I do. There have been two serious mis-steps here which have worked against that goal. 

First, ARIN received a request for bulk Whois data that was conformant to your policy afaict but which was denied because ARIN feared that the requestor would use it to support a service ARIN thought was competitive. This was a protectionist and pre-emptive move that was short-sighted. (We've already had this debate John so no need to prolong it here)

Second, someone made a good faith effort to create a policy dialogue around opening up the system and it was shot down so fast that it conveyed two messages, which I am sure you will regret in the long term: first, the "ARIN community" either didn't understand the pressing need to have that conversation or just didn't want to have it; second, that anyone pursuing that agenda will have to go outside the community to get anything done. NB: I do not think any process cheats or errors were made here, you followed your process afaict.  But collectively, you made a substantive blunder in the path chosen. You will pay for that blunder. 

>  Instead, you
> seem to want to invite multiple competing registries to operate
> alongside the RIRs, with no guarantee that their policies could be
> influenced by endusers (as is possible on this list for example).

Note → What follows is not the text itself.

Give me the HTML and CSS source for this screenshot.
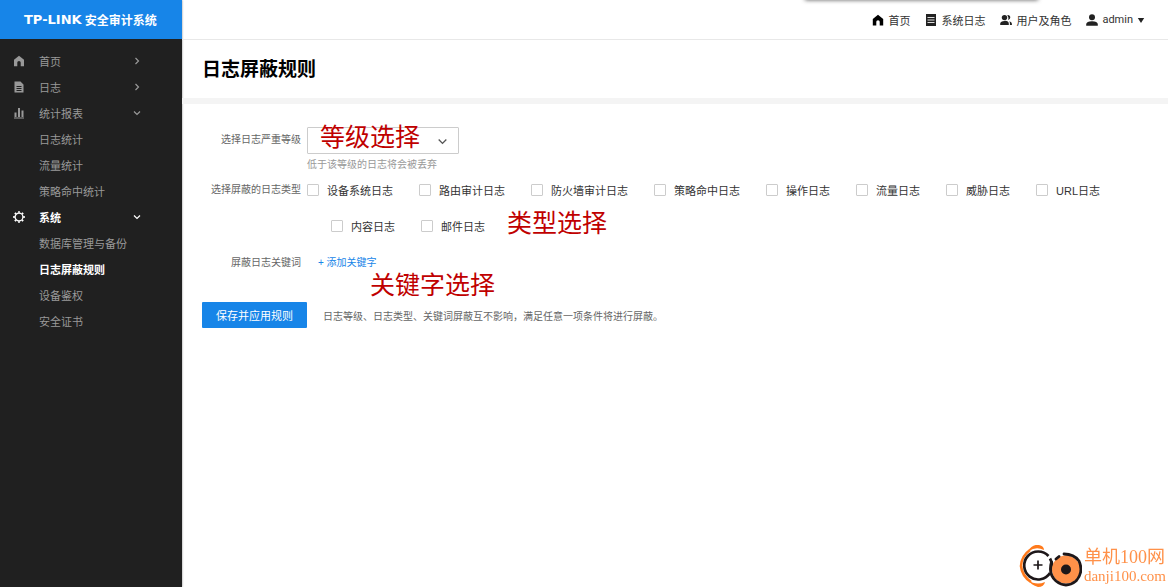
FILE: index.html
```html
<!DOCTYPE html>
<html lang="zh-CN">
<head>
<meta charset="utf-8">
<title>日志屏蔽规则</title>
<link rel="stylesheet" href="styles.css">
</head>
<body>
<div class="app">
  <aside class="sidebar">
    <div class="brand"><span class="brand-mark">TP-LINK</span><span>安全审计系统</span></div>
    <nav class="menu">
      <a class="item" href="#"><svg class="icon" viewBox="0 0 12 12"><path fill="currentColor" d="M6 .8 1 4.8v6.4h3.300V7.600q0-1.500 1.700-1.500t1.700 1.500v3.600H11V4.800z"/></svg><span class="text">首页</span><svg class="arrow" viewBox="0 0 8 8"><path d="M2.500 1l3 3-3 3"/></svg></a>
      <a class="item" href="#"><svg class="icon" viewBox="0 0 12 12"><path fill="currentColor" fill-rule="evenodd" d="M1.500.5h6L10.500 3.500v8h-9zM3.500 5v1h5V5zm0 2v1h5V7zm0 2v1h5V9z"/></svg><span class="text">日志</span><svg class="arrow" viewBox="0 0 8 8"><path d="M2.500 1l3 3-3 3"/></svg></a>
      <a class="item" href="#"><svg class="icon" viewBox="0 0 12 12"><path fill="currentColor" d="M1.500 5.500h2V10h-2zM5 1h2v9H5zm3.500 2.500h2V10h-2zM1 10.600h10v1H1z"/></svg><span class="text">统计报表</span><svg class="arrow" viewBox="0 0 8 8"><path d="M1 2.500l3 3 3-3"/></svg></a>
      <a class="item sub" href="#">日志统计</a>
      <a class="item sub" href="#">流量统计</a>
      <a class="item sub" href="#">策略命中统计</a>
      <a class="item active" href="#"><svg class="icon" viewBox="0 0 12 12"><circle cx="6" cy="6" r="3.900" fill="none" stroke="currentColor" stroke-width="1.300"/><path fill="none" stroke="currentColor" stroke-width="1.900" d="M6 .2v1.600M6 10.200v1.600M.2 6h1.600M10.200 6h1.600M1.900 1.900l1.100 1.100M9 9l1.100 1.100M10.100 1.900 9 3M3 9l-1.100 1.100"/></svg><span class="text">系统</span><svg class="arrow" viewBox="0 0 8 8"><path d="M1 2.500l3 3 3-3"/></svg></a>
      <a class="item sub" href="#">数据库管理与备份</a>
      <a class="item sub active" href="#">日志屏蔽规则</a>
      <a class="item sub" href="#">设备鉴权</a>
      <a class="item sub" href="#">安全证书</a>
    </nav>
  </aside>

  <main class="main">
    <header class="topbar">
      <div class="top-shadow"></div>
      <a class="top-link" href="#"><svg class="icon" viewBox="0 0 12 12"><path fill="#000" d="M6 .8.8 5v6.500h3.500V7.800q0-1.500 1.700-1.500t1.700 1.500v3.700h3.500V5z"/></svg>首页</a>
      <a class="top-link" href="#"><svg class="icon" viewBox="0 0 12 12"><path fill="#222" d="M1 0h10v12H1z"/><path stroke="#ddd" d="M2.500 3.500h7M2.500 6h7M2.500 8.500h7"/></svg>系统日志</a>
      <a class="top-link" href="#"><svg class="icon" viewBox="0 0 12 12"><g fill="#222"><circle cx="4.500" cy="3.600" r="2.700"/><path d="M.2 11V9.500Q.5 7.200 4.500 6.900t4.300 2.600V11zM7.300 1q3-.2 3 2.600 0 1.900-2.300 2.500Q9 3.500 7.300 1zM9.300 7.300q2.600.7 2.600 2.400V11h-2V9.500q0-1.200-.6-2.200z"/></g></svg>用户及角色</a>
      <button class="user" type="button"><svg class="icon" viewBox="0 0 12 12"><circle cx="6" cy="3.300" r="3" fill="#222"/><path fill="#222" d="M.2 11.700V10Q.5 7.500 6 7.200q5.500.3 5.800 2.800v1.700z"/></svg>admin<svg class="caret" viewBox="0 0 8 8"><path fill="#222" d="M.8 2h6.400L4 7z"/></svg></button>
    </header>

    <h1 class="title">日志屏蔽规则</h1>

    <form class="form">
      <div class="row">
        <label class="label level-label" for="level">选择日志严重等级</label>
        <div class="field">
          <div class="select-box">
            <select id="level" class="select"><option></option></select>
            <svg class="select-arrow" viewBox="0 0 8 8"><path d="M.6 2.300 4 5.700l3.400-3.400"/></svg>
            <span class="note note-level">等级选择</span>
          </div>
          <p class="hint">低于该等级的日志将会被丢弃</p>
        </div>
      </div>
      <div class="row" role="group" aria-labelledby="types">
        <span class="label" id="types">选择屏蔽的日志类型</span>
        <div class="field">
          <div class="checks">
            <label class="check"><input type="checkbox">设备系统日志</label>
            <label class="check"><input type="checkbox">路由审计日志</label>
            <label class="check"><input type="checkbox">防火墙审计日志</label>
            <label class="check"><input type="checkbox">策略命中日志</label>
            <label class="check"><input type="checkbox">操作日志</label>
            <label class="check"><input type="checkbox">流量日志</label>
            <label class="check"><input type="checkbox">威胁日志</label>
            <label class="check"><input type="checkbox">URL日志</label>
          </div>
          <div class="checks checks-more">
            <label class="check"><input type="checkbox">内容日志</label>
            <label class="check"><input type="checkbox">邮件日志</label>
            <span class="note note-type">类型选择</span>
          </div>
        </div>
      </div>
      <div class="row keyword-row">
        <span class="label">屏蔽日志关键词</span>
        <div class="field keyword">
          <a class="add" href="#">+ 添加关键字</a>
          <span class="note note-keyword">关键字选择</span>
        </div>
      </div>
      <div class="actions">
        <button class="save" type="button">保存并应用规则</button>
        <span class="remark">日志等级、日志类型、关键词屏蔽互不影响，满足任意一项条件将进行屏蔽。</span>
      </div>
    </form>
  </main>
</div>

<div class="watermark">
  <svg class="wm-logo" viewBox="1 1 64 42">
    <path d="M13 6Q4.500 12 4 22q1 10 10 16" fill="none" stroke="#ff7a1c" stroke-width="2.600"/>
    <path d="M11 7Q15 0 22 1q5 1 5 5-8-4-15 1zM11 36q8 6 17 2-1 5-7 5-7-2-10-7z" fill="#ff7a1c"/>
    <circle cx="21" cy="21" r="14" fill="#fff"/>
    <path d="M31.500 12A14 14 0 1 0 33 29" fill="none" stroke="#1d1719" stroke-width="2.700"/>
    <path d="M33 14.500Q37 22 34 27" fill="none" stroke="#1d1719" stroke-width="2.700"/>
    <path d="M21 16.500v9M16.500 21h9" stroke="#1d1719" stroke-width="1.700"/>
    <circle cx="49" cy="25.500" r="14" fill="#ff9149"/>
    <path d="M34.500 18Q31 30 39 37q10 8 20 0 8-9 3-20-5-7-15-7M39 15l3-2.500" fill="none" stroke="#1d1719" stroke-width="2.800" stroke-linecap="round"/>
    <circle cx="49" cy="25.500" r="5" fill="#1d1719"/>
  </svg>
  <div class="wm-text"><span class="wm-name">单机100网</span><span class="wm-url">danji100.com</span></div>
</div>
</body>
</html>
```
FILE: styles.css
```css
* { box-sizing: border-box; }

body {
  margin: 0;
  background: #fff;
  color: #333;
  font-family: "Liberation Sans", "Noto Sans CJK SC", sans-serif;
  font-size: 11px;
}

a { color: inherit; text-decoration: none; }
button { border: 0; padding: 0; background: none; color: inherit; font: inherit; }

.app { display: flex; min-height: 100vh; }

.sidebar {
  flex: 0 0 182px;
  background: #202020;
  color: #999;
  box-shadow: 0 0 2px #888;
}

.brand {
  display: flex;
  align-items: center;
  gap: 3px;
  height: 39px;
  padding-left: 24px;
  background: #1785e8;
  color: #fff;
  font-weight: bold;
  font-size: 12px;
  white-space: nowrap;
}
.brand-mark { font-family: "DejaVu Sans", sans-serif; font-size: 13px; }

.menu { padding-top: 9px; }
.item {
  display: flex;
  align-items: center;
  height: 26px;
  padding: 0 41px 0 13px;
}
.sub { padding-left: 39px; }
.active { color: #fff; font-weight: bold; }
.icon { flex: none; width: 12px; height: 12px; }
.text { flex: 1; margin-left: 14px; }
.arrow { width: 8px; height: 8px; }
.arrow path, .select-arrow path { fill: none; stroke: currentColor; stroke-width: 1.2; }

.main { flex: 1; min-width: 0; }

.topbar {
  position: relative;
  display: flex;
  align-items: center;
  justify-content: flex-end;
  gap: 15px;
  height: 40px;
  padding-right: 23px;
  border-bottom: 1px solid #e8e8e8;
}
.top-shadow {
  position: absolute;
  top: -4px;
  right: 130px;
  width: 233px;
  height: 4px;
  box-shadow: 0 0 4px #555;
}
.top-link, .user { display: flex; align-items: center; gap: 4px; }
.user { font-family: Roboto, sans-serif; }
.caret { width: 8px; height: 8px; }

.title {
  margin: 0;
  height: 64px;
  padding-left: 20px;
  border-bottom: 6px solid #f4f4f4;
  color: #000;
  font-size: 19px;
  line-height: 60px;
}

.form { padding: 23px 20px; }
.row { display: grid; grid-template-columns: 99px 1fr; column-gap: 6px; }
.label {
  color: #666;
  font-size: 10px;
  line-height: 36px;
  text-align: right;
  white-space: nowrap;
}
.level-label { line-height: 26px; }

.select-box { position: relative; width: 152px; }
.select {
  display: block;
  width: 100%;
  height: 27px;
  padding: 0 24px 0 12px;
  border: 1px solid #ccc;
  border-radius: 1px;
  background: #fff;
  appearance: none;
}
.select-arrow { position: absolute; right: 12px; top: 10px; width: 9px; height: 9px; color: #555; pointer-events: none; }
.hint { margin: 4px 0 0; color: #999; font-size: 10px; line-height: 14px; }

.checks { position: relative; display: flex; flex-wrap: wrap; column-gap: 26px; }
.checks-more { padding-left: 24px; }
.check { display: flex; align-items: center; gap: 8px; height: 36px; padding-bottom: 1px; white-space: nowrap; }
.check input {
  width: 12px;
  height: 12px;
  margin: 0;
  border: 1px solid #ccc;
  border-radius: 1px;
  background: #fff;
  appearance: none;
}
.check input:checked { background: #1785e8; }

.keyword-row { padding-top: 1px; }
.keyword { position: relative; padding-left: 11px; line-height: 36px; }
.add { display: block; color: #1785e8; font-size: 10px; }

.note {
  position: absolute;
  color: #c00000;
  font-size: 25px;
  line-height: 30px;
  white-space: nowrap;
  pointer-events: none;
}
.note-level { left: 13px; top: -5px; }
.note-type { left: 200px; top: 0; }
.note-keyword { left: 63px; top: 25px; }

.actions { display: flex; align-items: center; gap: 16px; margin-top: 21px; }
.save {
  height: 26px;
  padding: 0 14px;
  border-radius: 1px;
  background: #1785e8;
  color: #fff;
}
.remark { color: #666; font-size: 10px; }

.watermark { position: fixed; right: 2px; bottom: 0; display: flex; align-items: center; gap: 2px; }
.wm-logo { width: 64px; height: 42px; }
.wm-text {
  display: flex;
  flex-direction: column;
  color: #ff9149;
  font-family: "Liberation Serif", "Noto Sans CJK SC", serif;
}
.wm-name { font-size: 18px; line-height: 20px; }
.wm-url { font-size: 15px; line-height: 18px; }
```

If a public authority makes private competitors possible, the public authority needs to remain open and transparent while the private competitors need do so only as required by law and regulation. Just like the ISPs who make up the bulk of your membership. RIR's are allocation authorities or as Huston likes to say, title agencies. Competition among private service providers for post-allocation services does not necessarily change their character. Indeed it can strengthen it. 

Telephone service used to be controlled by state-owned monopolies in most countries in the world, and the regulation function was conflated with the operation and business function. But, through the pioneering and costly actions of a few entrepreneurs, and some tough govt policy/regulatory action, we liberalized, privatized and deregulated many of those markets, and separated governmental functions from business functions.